Background information
- Born: May 21, 1982 (age 44)
- Genres: Third wave ska, funk, disco, Pop
- Instruments: Guitar, Vocals
- Years active: 1999–present

= Brian Klemm =

Brian Wayne Klemm (born May 21, 1982) is an American musician, best known as the guitarist for Orange County-based third-wave ska band Suburban Legends. He joined Suburban Legends in 1999, shortly before the release of Origin Edition, although he did not play guitar on the album. Klemm also briefly joined Big D and the Kids Table in 2009 as their touring guitarist until 2010. Klemm also occasionally performs with Reel Big Fish.

He also lends his voice to both versions of the song "Desperate", "This Cherry", "Powerful Game", "So Fine", and "Your Girlfriend's Pretty." He also sings live covers of Frankie Valli's "Can't Take My Eyes Off You" and Elvis Presley's "Rubberneckin'".

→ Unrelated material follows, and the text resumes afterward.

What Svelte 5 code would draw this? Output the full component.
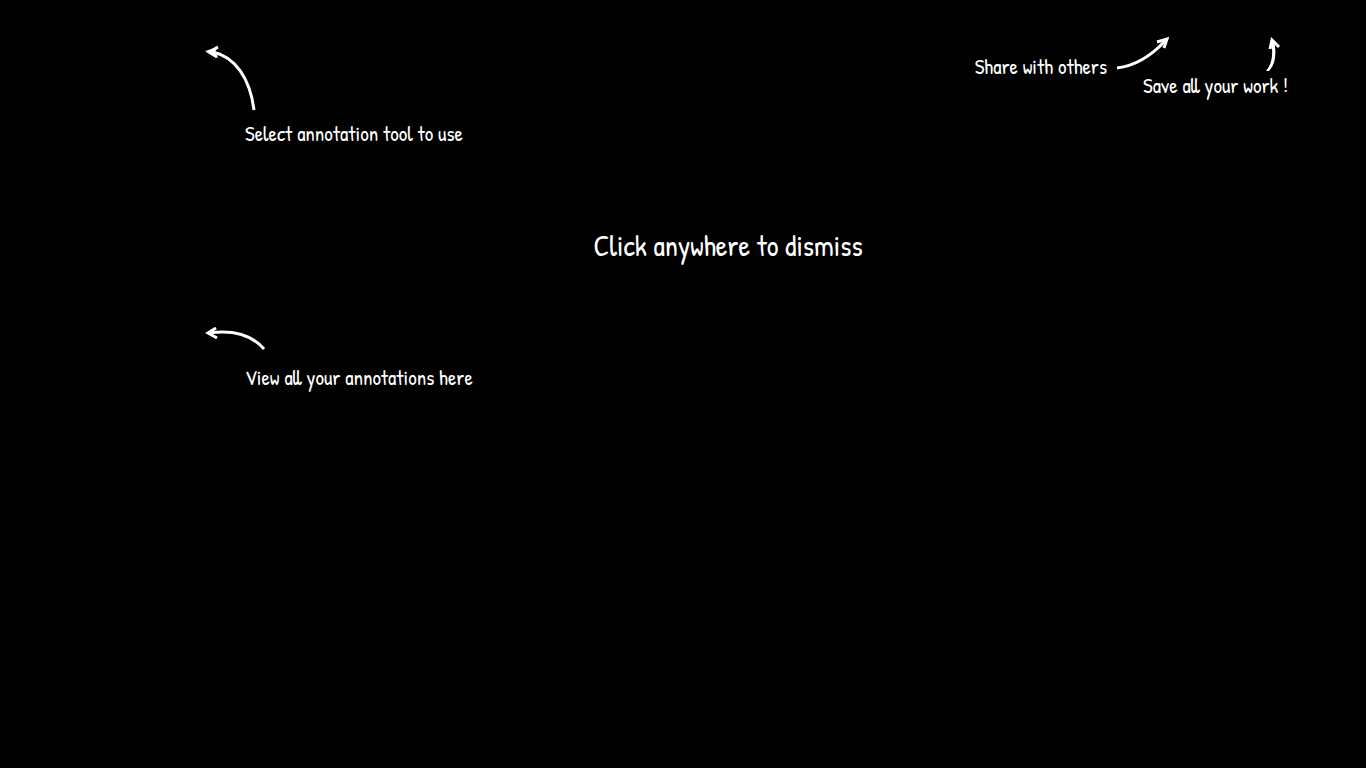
<script>
  let open = $state(true);
</script>

{#if open}
  <button class="overlay" type="button" onclick={() => (open = false)}>
    <span class="top">
      <span class="hint tools">
        <svg width="52" height="68" viewBox="0 0 52 68" aria-hidden="true">
          <path d="M8 8C30 13 45 34 49 66" stroke-width="3" />
          <path d="M13 3L4 8L12 13" stroke-width="3" />
          <path class="head" d="M0 7L13 3L10 8L13 14Z" />
        </svg>
        <span class="label">Select annotation tool to use</span>
      </span>
      <span class="actions">
        <span class="hint share">
          <span class="label">Share with others</span>
          <svg width="54" height="34" viewBox="0 0 54 34" aria-hidden="true">
            <path d="M1 32C18 30 35 20 49 5" stroke-width="3" />
            <path d="M41 6L51 3L48 12" stroke-width="3" />
          </svg>
        </span>
        <span class="hint save">
          <svg width="16" height="36" viewBox="0 0 16 36" aria-hidden="true">
            <path class="head" d="M6 4L9 5C12 18 10 29 4 35L1 35C8 27 8 16 6 4Z" />
            <path d="M5 13L7 4L14 11" stroke-width="3" />
          </svg>
          <span class="label">Save all your work !</span>
        </span>
      </span>
    </span>
    <span class="dismiss">Click anywhere to dismiss</span>
    <span class="hint list">
      <svg width="62" height="26" viewBox="0 0 62 26" aria-hidden="true">
        <path d="M4 9C26 6 46 10 59 25" stroke-width="3" />
        <path d="M11 4L3 9L12 14" stroke-width="3" />
      </svg>
      <span class="label">View all your annotations here</span>
    </span>
  </button>
{/if}

<style>
  :global(body) {
    background: #000;
  }
  .overlay {
    display: flex;
    flex-direction: column;
    box-sizing: border-box;
    width: 100%;
    min-height: 100vh;
    margin: 0;
    padding: 36px 0 0;
    border: 0;
    background: #000;
    color: #fff;
    font-family: "Patrick Hand", Lato, sans-serif;
    font-size: 21px;
    font-weight: 500;
    line-height: 24px;
    text-align: left;
    cursor: pointer;
  }
  svg {
    display: block;
    flex: none;
    fill: none;
    stroke: #fff;
  }
  .head {
    fill: #fff;
    stroke: none;
  }
  .top {
    display: flex;
    justify-content: space-between;
    align-items: flex-start;
    padding: 0 67px 0 205px;
  }
  .hint {
    display: flex;
    white-space: nowrap;
  }
  .tools,
  .list,
  .save {
    flex-direction: column;
  }
  .tools {
    padding-top: 8px;
    gap: 10px;
  }
  .tools .label,
  .list .label {
    margin-left: 40px;
  }
  .actions {
    display: flex;
    align-items: flex-start;
  }
  .share {
    gap: 9px;
  }
  .share .label {
    padding-top: 19px;
  }
  .save {
    gap: 2px;
    min-width: 156px;
    margin-left: -27px;
  }
  .save svg {
    margin-left: 122px;
  }
  .dismiss {
    padding: 84px 0 0 90px;
    font-size: 29px;
    line-height: 32px;
    text-align: center;
  }
  .list {
    padding: 62px 0 0 205px;
    gap: 16px;
  }
</style>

Klemm is based in Huntington Beach.

==Other work==
- On Reel Big Fish's Monkeys for Nothin' and the Chimps for Free, Brian performed one half of the guitar solo fight on "I'm Her Man" and provided additional cursing on "Another F.U. Song." He also appears on the cover of Reel Big Fish's 2009 album, Fame, Fortune and Fornication, in the same hair metal costume he wore for the cover of Suburban Legends' Let's Be Friends. Klemm provides backup vocals on "Your Girlfriend Sucks", from Reel Big Fish's 2012 album, Candy Coated Fury.
- Though Nick Pantazi took over guitar duties before the recording of Big D and the Kids Table's 2011 album, For the Damned, the Dumb & the Delirious, Klemm received writing credit on the track "Clothes Off". Several years before his stint in Big D, along with Vince Walker, he made an appearance in one of the many music videos for Big D and the Kids Table's cover of The Specials' song "Little Bitch".
- Klemm, along with Vincent Walker, make an appearance on Uh Oh! Explosion's second album For The Win!, Track 4, titled "Five Finger Discount", & Track 11, titled "Be Like The Anti-Christ" - (Klemm-O-Tronic Guitar Solo Only).
- Klemm also tours with Dave Wakeling's lineup of Two Tone band The Beat on their UK shows.